When it is important to do so, we distinguish the two pointers as "get" (read or input) and "put" (write or output). In preparation for accessing a specific data item, the program moves the pointers within a file with one of four overloaded "seek" functions. The next I/O operation occurs at the new position in the file. Additionally, two "tell" functions report a stream's current position within a file. The name of each function ends with either a "p" or a "g" to denote a specific pointer.

Function Description
istream& seekg(streampos pos);
Moves the "get" or "put" stream position to an absolute location, pos, in the file. Absolute positions are measured in bytes from the beginning of the file, pos must be ≥ 0.
ostream& seekp(streampos pos);
istream& seekg(streampos off, ios::seekdir loc);
Moves the "get" or "put" stream position to a location relative to one of three file locations. The offset, off, is the number of bytes added to or subtracted from the specified location, loc, as denoted by one of the symbolic constants:
  • ios::beg beginning of the file; off must be ≥ 0
  • ios::cur current position in the file; see note
  • ios::end end of the file; see note
Note: It is not possible to seek past the beginning of the file, so current position + offset ≥ 0. It is possible, but rarely useful, to seek beyond the file's end, so current position + offset ≤ file size.
ostream& seekp(streampos off, ios::seekdir loc);
streampos tellg();
Returns the current position of one of the position pointers within the file. The returned position is measured in bytes from the beginning of the file. Both functions return -1 on failure.
streampos tellp();
seekg and seekp.

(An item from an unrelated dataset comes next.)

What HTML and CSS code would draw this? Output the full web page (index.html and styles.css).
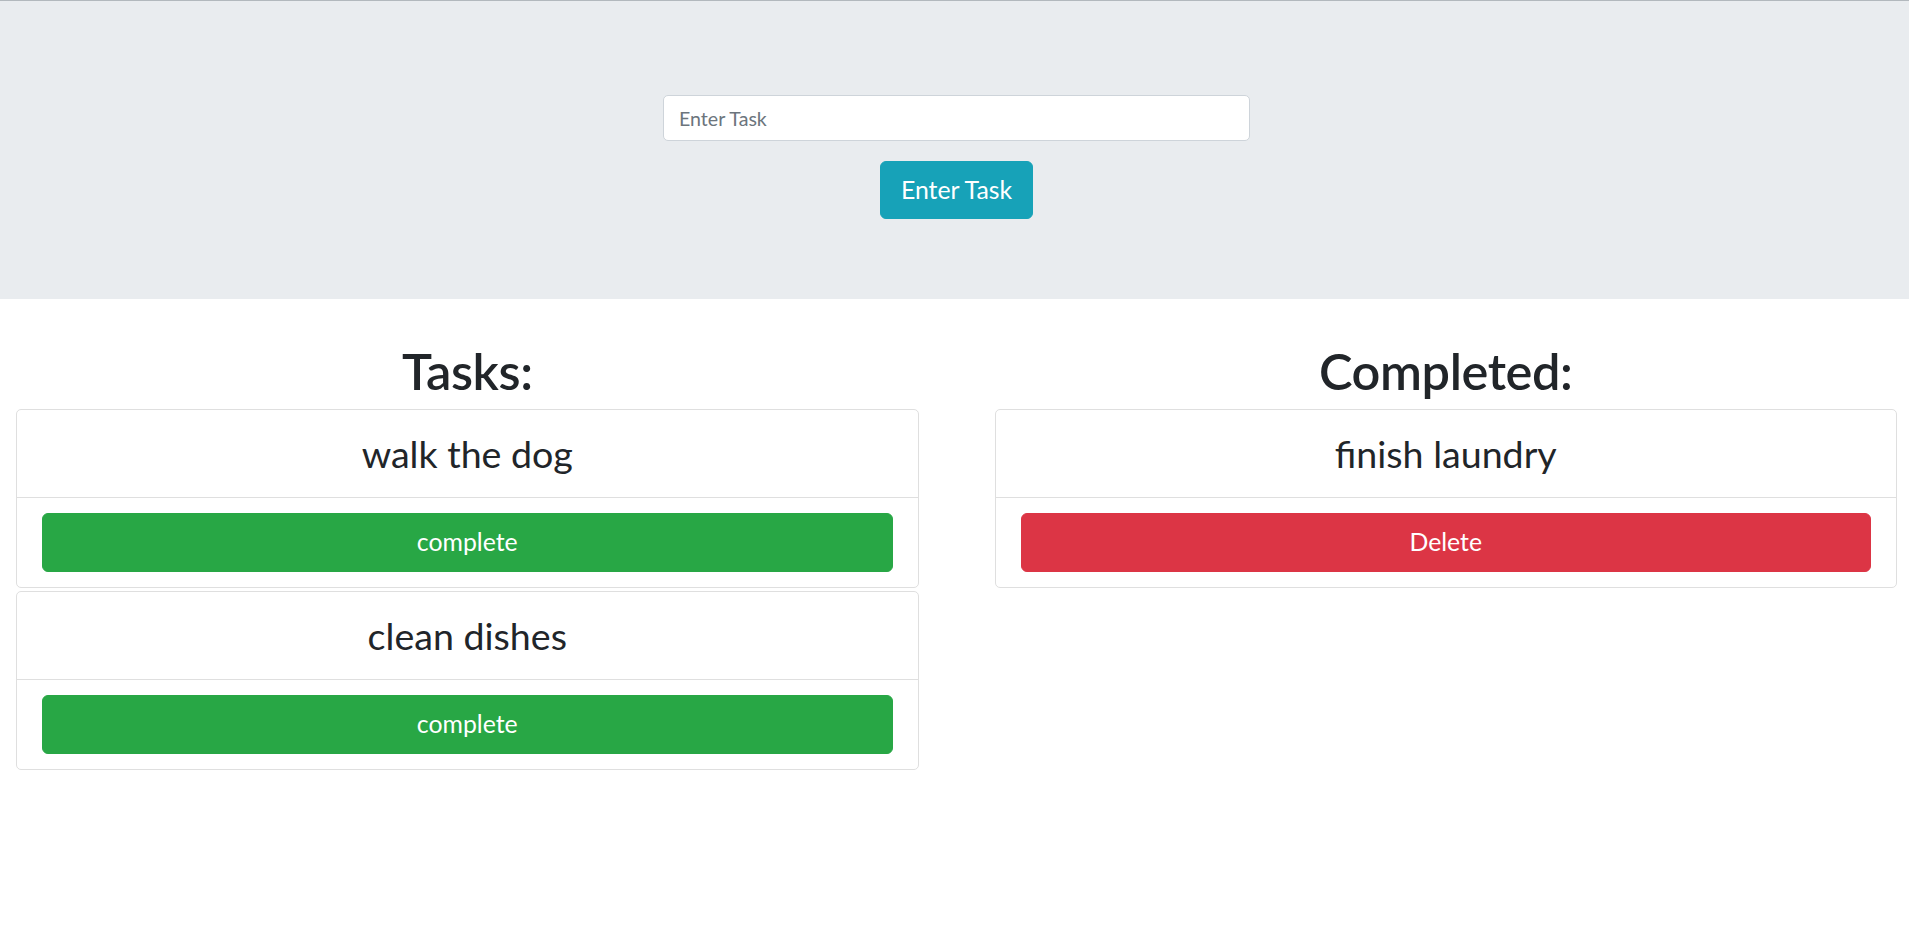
FILE: index.html
```html
<!DOCTYPE html>
<html lang="en">
<head>
<meta charset="utf-8">
<title>Tasks</title>
<link rel="stylesheet" href="styles.css">
</head>
<body>
<header class="jumbotron">
  <form class="task-form">
    <input class="task-input" type="text" placeholder="Enter Task">
    <button class="btn btn-info" type="button">Enter Task</button>
  </form>
</header>
<main class="board">
  <section class="column">
    <h1 class="column-title">Tasks:</h1>
    <div class="card">
      <div class="card-top"><h3 class="card-text">walk the dog</h3></div>
      <div class="card-bottom"><button class="btn btn-block btn-success" type="button">complete</button></div>
    </div>
    <div class="card">
      <div class="card-top"><h3 class="card-text">clean dishes</h3></div>
      <div class="card-bottom"><button class="btn btn-block btn-success" type="button">complete</button></div>
    </div>
  </section>
  <section class="column">
    <h1 class="column-title">Completed:</h1>
    <div class="card">
      <div class="card-top"><h3 class="card-text">finish laundry</h3></div>
      <div class="card-bottom"><button class="btn btn-block btn-danger" type="button">Delete</button></div>
    </div>
  </section>
</main>
</body>
</html>
```
FILE: styles.css
```css
* { box-sizing: border-box; }

html, body {
  margin: 0;
  padding: 0;
  background: #ffffff;
}

body {
  font-family: Lato, "Noto Sans", "Liberation Sans", sans-serif;
  color: #212529;
}

.jumbotron {
  background: #e9ecef;
  border-top: 1px solid #b2b8bd;
  padding: 94px 0 80px;
}

.task-form {
  display: flex;
  flex-direction: column;
  align-items: center;
  gap: 20px;
  margin: 0;
  padding-left: 4px;
}

.task-input {
  width: 587px;
  height: 46px;
  padding: 0 15px;
  font-family: inherit;
  font-size: 19.6px;
  color: #495057;
  background: #fff;
  border: 1px solid #ced4da;
  border-radius: 5px;
  outline: none;
}

.task-input::placeholder {
  color: #6c757d;
  opacity: 1;
}

.btn {
  font-family: inherit;
  font-size: 24.8px;
  line-height: 1;
  height: 58px;
  padding: 0 20px;
  border: 1px solid transparent;
  border-radius: 6px;
  color: #fff;
  cursor: pointer;
}

.btn-info {
  background: #17a2b8;
  border-color: #17a2b8;
}

.btn-success {
  background: #28a745;
  border-color: #28a745;
}

.btn-danger {
  background: #dc3545;
  border-color: #dc3545;
}

.btn-block {
  display: block;
  width: 100%;
  height: 59px;
}

.board {
  display: grid;
  grid-template-columns: 1fr 1fr;
  column-gap: 76px;
  padding: 0 12px 0 16px;
  margin-top: 41px;
}

.column {
  display: flex;
  flex-direction: column;
  gap: 3px;
}

.column-title {
  margin: 1px 0 5px;
  text-align: center;
  font-size: 50.5px;
  line-height: 60px;
  font-weight: 600;
  letter-spacing: -0.4px;
}

.card {
  border: 1px solid #dfdfdf;
  border-radius: 5px;
  background: #fff;
}

.card-top {
  padding: 23px 20px;
  border-bottom: 1px solid #dfdfdf;
}

.card-text {
  margin: 0;
  text-align: center;
  font-size: 37.6px;
  line-height: 41px;
  font-weight: 400;
}

.card-bottom {
  padding: 15px 25px 15px;
}
```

The file positioning functions allow programs to access data in any desired order, not just sequentially. As the order isn't predetermined, it's often described as "random." A program can call the read or write functions repeatedly, resulting a sequential access. However, switching between reading and writing requires an intervening "seek" function call:

Direct Access

In the Block I/O section, we learned that we can group the bytes together to form blocks or records, and that we can read and write block-oriented files sequentially. We can implement direct access by combining block I/O, the file positioning functions, and records. The previous discussion specified the seek positions in bytes. But a file of records looks and behaves very much like an array of objects. If we index into an array of objects, the compiler automatically converts the array index into a byte address in memory. To implement direct access, we need a way to map a record number (aka block number), the analog of an array index, to a byte address within the file. Unfortunately, C++ doesn't have a way to complete the mapping automatically, so we must do it manually.

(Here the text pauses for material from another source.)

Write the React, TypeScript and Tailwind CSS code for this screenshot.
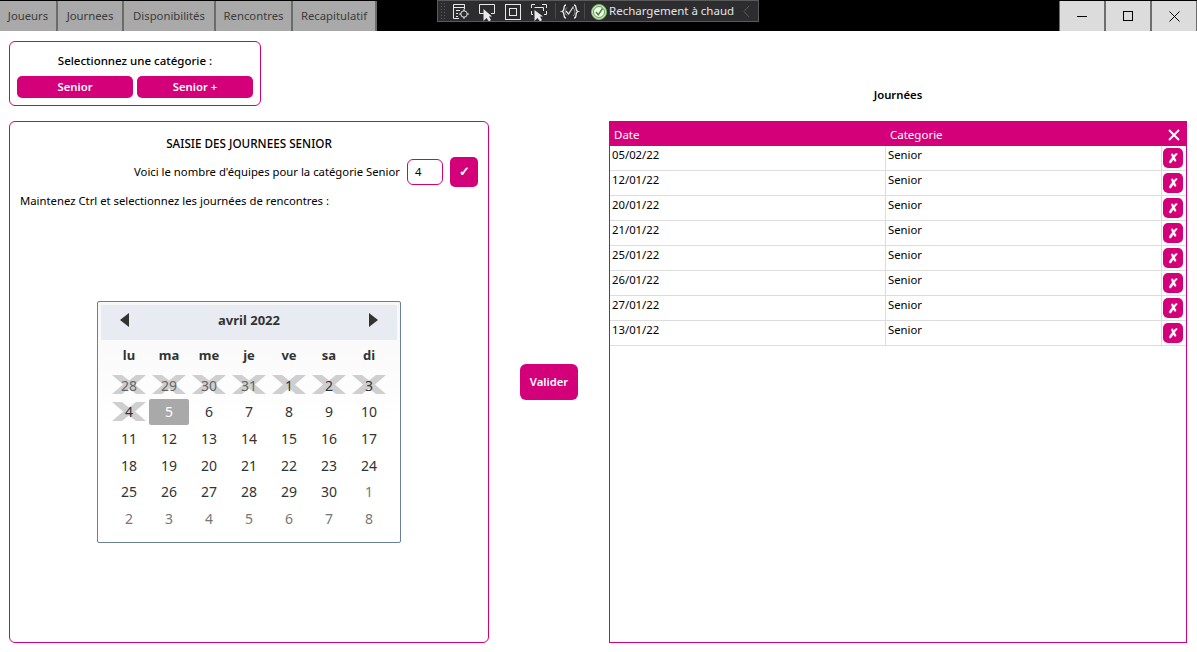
import React from "react";

const font = { fontFamily: '"Noto Sans", "Open Sans", sans-serif' };
const tabs = ["Joueurs", "Journees", "Disponibilités", "Rencontres", "Recapitulatif"];
const tabWidths = ["w-[58px]", "w-[66px]", "w-[92px]", "w-[77px]", "w-[84px]"];
const rows = ["05/02/22", "12/01/22", "20/01/22", "21/01/22", "25/01/22", "26/01/22", "27/01/22", "13/01/22"];
const days: [string, "x" | "sel" | "n" | "o", boolean?][] = [
  ["28", "x", true], ["29", "x", true], ["30", "x", true], ["31", "x", true], ["1", "x"], ["2", "x"], ["3", "x"],
  ["4", "x"], ["5", "sel"], ["6", "n"], ["7", "n"], ["8", "n"], ["9", "n"], ["10", "n"],
  ["11", "n"], ["12", "n"], ["13", "n"], ["14", "n"], ["15", "n"], ["16", "n"], ["17", "n"],
  ["18", "n"], ["19", "n"], ["20", "n"], ["21", "n"], ["22", "n"], ["23", "n"], ["24", "n"],
  ["25", "n"], ["26", "n"], ["27", "n"], ["28", "n"], ["29", "n"], ["30", "n"], ["1", "o"],
  ["2", "o"], ["3", "o"], ["4", "o"], ["5", "o"], ["6", "o"], ["7", "o"], ["8", "o"],
];

function Blackout() {
  return (
    <svg className="absolute left-[3px] top-[3px]" width="34" height="19" viewBox="0 0 34 19">
      <path d="M0 0H10L17 5.500L24 0H34L23 9.500L34 19H24L17 13.500L10 19H0L11 9.500Z" fill="#cfcfcf" />
    </svg>
  );
}

function Toolbar() {
  return (
    <div className="absolute left-[437px] top-0 h-[22px] w-[322px] bg-[#2d2d30] border border-[#5a5a5a] flex items-center text-[#dcdcdc]">
      <svg width="320" height="20" viewBox="0 0 320 20" className="absolute left-0 top-0" fill="none" stroke="#e8e8e8" strokeWidth="1">
        <path d="M3.500 2v17M6.500 2v17" stroke="#5a5a5a" strokeDasharray="1 2" />
        <path d="M21 17.500H15.500V3.500H26.500V8M15.500 6.500H26.500M18 9.500H22M18 12.500H20M18 15.500H20" />
        <circle cx="26" cy="13" r="3.200" />
        <path d="M26 8V10M26 16V18M21 13H23M29 13H31" />
        <path d="M46 12.500H41.500V3.500H56.500V12.500H53" />
        <path d="M45.500 8L45.500 20L48.500 17L51 20.500L53 19L51 15.500H54Z" fill="#e8e8e8" stroke="none" />
        <rect x="67.500" y="3.500" width="15" height="15" />
        <rect x="71.500" y="7.500" width="7" height="7" />
        <path d="M93.500 7V3.500H97M104 3.500H108.500V7M108.500 10V13.500H106M93.500 10V13.500H95M96.500 6.500H105.500V10" />
        <path d="M96.500 9L96.500 20L99.500 17L102 20.500L104 19L102 15.500H105Z" fill="#e8e8e8" stroke="none" />
        <path d="M117.500 2V18M146.500 2V18" stroke="#4a4a4a" />
        <path d="M128 4C124.500 4 127.500 9.500 124 10.500C127.500 11.500 124.500 17 128 17M136 4C139.500 4 136.500 9.500 140 10.500C136.500 11.500 139.500 17 136 17" strokeWidth="1.300" />
        <path d="M128 10L130.500 13L135.500 5.500" strokeWidth="1.200" />
        <path d="M129 6.500A5 5 0 0 0 129 14.500M135 7A5 5 0 0 1 135 15" strokeWidth="0.800" stroke="#aaa" />
        <path d="M311 5L306 10.500L311 16" stroke="#5c5c5c" />
      </svg>
      <svg className="absolute left-[153px] top-[2.500px]" width="16" height="16" viewBox="0 0 16 16">
        <circle cx="8" cy="8" r="7.500" fill="#cfe7c4" stroke="#7fb46b" />
        <circle cx="8" cy="8" r="5.500" fill="#f4f8f1" stroke="#5fa046" />
        <path d="M5 8L7.300 10.800L11.500 4.500" fill="none" stroke="#3f8a2c" strokeWidth="1.500" />
      </svg>
      <span className="absolute left-[171px] top-0 text-[11.500px] leading-[20px] whitespace-nowrap text-[#e4e4e4]">Rechargement à chaud</span>
    </div>
  );
}

export default function App() {
  return (
    <div className="w-[1197px] h-[652px] bg-white relative overflow-hidden text-black text-[11.300px]" style={font}>
      <div className="h-[31px] bg-black flex pt-px">
        {tabs.map((t, i) => (
          <div key={t} className={`${tabWidths[i]} h-[30px] bg-[#a9a9a9] border-r-2 border-[#6b6b6b] text-[#3c3c3c] flex items-center justify-center text-[11.300px]`}>
            {t}
          </div>
        ))}
        <div className="flex-1" />
        <div className="flex w-[138px] h-[30px] border-x border-[#6e6e6e]">
          <div className="flex-1 bg-[#dcdcdc] border-r-2 border-[#6e6e6e] flex items-center justify-center"><div className="w-[10px] h-px bg-black" /></div>
          <div className="flex-1 bg-[#dcdcdc] border-r-2 border-[#6e6e6e] flex items-center justify-center"><div className="w-[10px] h-[10px] border border-black" /></div>
          <div className="flex-1 bg-[#dcdcdc] flex items-center justify-center">
            <svg width="11" height="11" viewBox="0 0 11 11" stroke="black" strokeWidth="1"><path d="M0.500 0.500L10.500 10.500M10.500 0.500L0.500 10.500" /></svg>
          </div>
        </div>
      </div>
      <Toolbar />

      <div className="flex pl-[9px] pt-[10px]">
        <div className="w-[480px] shrink-0 flex flex-col">
          <div className="w-[252px] h-[65px] border border-[#d4007a] rounded-[6px] flex flex-col items-center pt-[11px]">
            <div className="text-[11.500px] font-medium leading-[16px]">Selectionnez une catégorie :</div>
            <div className="flex gap-[4px] mt-[7px]">
              <div className="w-[116px] h-[22px] bg-[#d4007a] rounded-[5px] text-white font-semibold flex items-center justify-center pt-px">Senior</div>
              <div className="w-[116px] h-[22px] bg-[#d4007a] rounded-[5px] text-white font-semibold flex items-center justify-center pt-px">Senior +</div>
            </div>
          </div>
          <div className="mt-[15px] h-[522px] border border-[#d4007a] rounded-[6px] flex flex-col">
            <div className="text-center font-medium text-[11.700px] leading-[16px] mt-[13px]">SAISIE DES JOURNEES SENIOR</div>
            <div className="flex items-center justify-end pr-[10px] mt-[6px]">
              <span className="mr-[7px]">Voici le nombre d'équipes pour la catégorie Senior</span>
              <div className="w-[36px] h-[26px] border border-[#d4007a] rounded-[6px] flex items-center pl-[7px]">4</div>
              <div className="w-[28px] h-[30px] bg-[#d4007a] rounded-[5px] ml-[7px] flex items-center justify-center text-white font-bold text-[13px]">✓</div>
            </div>
            <div className="pl-[10px] mt-[6px] leading-[16px]">Maintenez Ctrl et selectionnez les journées de rencontres :</div>

            <div className="ml-[87px] mt-[92px] w-[304px] h-[242px] border border-[#6b8096] rounded-[2px] bg-gradient-to-b from-[#f7f7f7] via-white to-white p-[3px]">
              <div className="h-[35px] bg-[#e8ecf2] flex items-center justify-between px-[19px] pb-[6px] text-[#333]">
                <svg width="9" height="14" viewBox="0 0 9 14"><path d="M9 0V14L0 7Z" fill="#333" /></svg>
                <span className="font-bold text-[13px] relative top-px">avril 2022</span>
                <svg width="9" height="14" viewBox="0 0 9 14"><path d="M0 0V14L9 7Z" fill="#333" /></svg>
              </div>
              <div className="grid grid-cols-7 w-[280px] ml-[8px]">
                {["lu", "ma", "me", "je", "ve", "sa", "di"].map((d) => (
                  <div key={d} className="h-[30px] pt-[2px] flex items-center justify-center font-bold text-[13px] text-[#333]">{d}</div>
                ))}
              </div>
              <div className="grid grid-cols-7 w-[280px] ml-[8px] mt-[2px] auto-rows-[26.670px]">
                {days.map(([d, k, dim], i) => (
                  <div key={i} className={`relative flex items-center justify-center text-[14px] ${k === "sel" ? "bg-[#a9a9a9] text-white rounded-[2px]" : k === "o" ? "text-[#777]" : dim ? "text-[#666]" : "text-[#333]"}`}>
                    {k === "x" && <Blackout />}
                    <span className="relative">{d}</span>
                  </div>
                ))}
              </div>
            </div>
          </div>
        </div>

        <div className="w-[120px] shrink-0 flex justify-center">
          <div className="mt-[323px] w-[58px] h-[36px] pt-px bg-[#d4007a] rounded-[6px] text-white font-semibold flex items-center justify-center">Valider</div>
        </div>

        <div className="w-[578px] shrink-0 flex flex-col">
          <div className="h-[80px] flex items-end justify-center pb-[18px] font-semibold leading-[16px]">Journées</div>
          <div className="h-[522px] border border-[#d4007a] flex flex-col">
            <div className="h-[24px] bg-[#d4007a] text-white flex items-center shrink-0 pt-[2px] text-[11.500px]">
              <div className="w-[280px] pl-[4px]">Date</div>
              <div className="flex-1">Categorie</div>
              <svg className="mr-[6px]" width="12" height="12" viewBox="0 0 12 12" stroke="white" strokeWidth="2"><path d="M1 1L11 11M11 1L1 11" /></svg>
            </div>
            {rows.map((r) => (
              <div key={r} className="h-[25px] flex border-b border-[#dddddd] shrink-0">
                <div className="w-[276px] border-r border-[#dddddd] pl-[2px] leading-[18px]">{r}</div>
                <div className="w-[276px] border-r border-[#dddddd] pl-[2px] leading-[18px]">Senior</div>
                <div className="flex-1 pl-[1px] pt-[2px]">
                  <div className="w-[20px] h-[20px] bg-[#d4007a] rounded-[5px] text-white font-bold text-[13px] flex items-center justify-center leading-none">✗</div>
                </div>
              </div>
            ))}
          </div>
        </div>
      </div>
    </div>
  );
}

byte address = record number × size of a record
record number = byte address / size of a record

(a)
struct chunk { . . . };

byte = record * sizeof(chunk);
record = byte / sizeof(chunk);
(b)
byte = 7 * 10 = 70
record = 70 / 10 = 7
(c)
A picture demonstrating the relationship between byte addresses and record numbers. Assuming that each record is ten bytes long, record number 5 is located at byte address 50.
(d)
The relation between byte addresses and record numbers. Byte addresses and record numbers begin with zero and continue through the end of the file. The last valid byte address is the file's size one, while the last valid record number is the number of records minus one. That is, both addressing schemes are zero-indexed. A simple mapping function converts a record or block number into a byte address that the positioning functions can use. A similar mapping function converts from a byte address to a record number.
  1. Pseudo code for the mapping functions.
  2. C++ code for the mapping functions. Replace chunk with a specific structure or class from the problem.
  3. A simple example of the mapping functions assuming, for simplicity, that the size of a chunk is 10 bytes.
  4. An abstract representation of the example. Each rectangle is a record, that is, an instance of the chunk structure. For the purpose of illustrating the problem, we assume that the size of each record is 10 bytes. The bottom rectangle or last record is located at byte address 70 in the file; it spans the bytes 70 through 79, and its record number is 7.
One of the hallmarks of direct access is that a program can seek to a specific record, read it, modify it, seek to the same record number, and write the modified record back into the file without affecting any other record.

Common Programming Patterns

struct chunk { . . . };
chunk c;
fstream data;
Specification and definitions for the examples
data.seekp(0, ios::end);
data.write((char *) &c, sizeof(chunk));
Write a new record at the end of the file
data.seekg(0);
data.read((char *) &c, sizeof(chunk));
Rewind to the beginning of the file and read the first record.
data.seekg(0);
while (data.read((char *) &c, sizeof(chunk)))
	....
Rewind to the beginning of the file and read all records in sequence
data.seekp(data.tellg() - (streampos)sizeof(chunk));
data.write((char *) &c, sizeof(chunk));
Searching and replacing - seek to the position after the last read, back up one record, and overwrite the record that's already there
data.seekp(ios::cur, -(streampos)sizeof(chunk));
data.write((char *) &c, sizeof(chunk));
Replace or overwrite the last record written
data.seekp(0, ios::end);		  // (a)
streampos pos = data.getp();
data.write((char *) &c, sizeof(chunk));
		. . .
data.seekg(pos);			  // (b)
data.read((char *) &c, sizeof(chunk));
		. . .
data.seekp(pos);			  // (c)
data.write((char *) &c, sizeof(chunk));
Simple database operations. Groups of code are separated by time. The variable pos may be a field in another object.
  1. Move to the end end of the data file, save the position, and write a new record
  2. Move to the saved position and read the stored record
  3. Move to the saved position and replace (overwrite) the existing record
Using the positioning functions to implement direct access.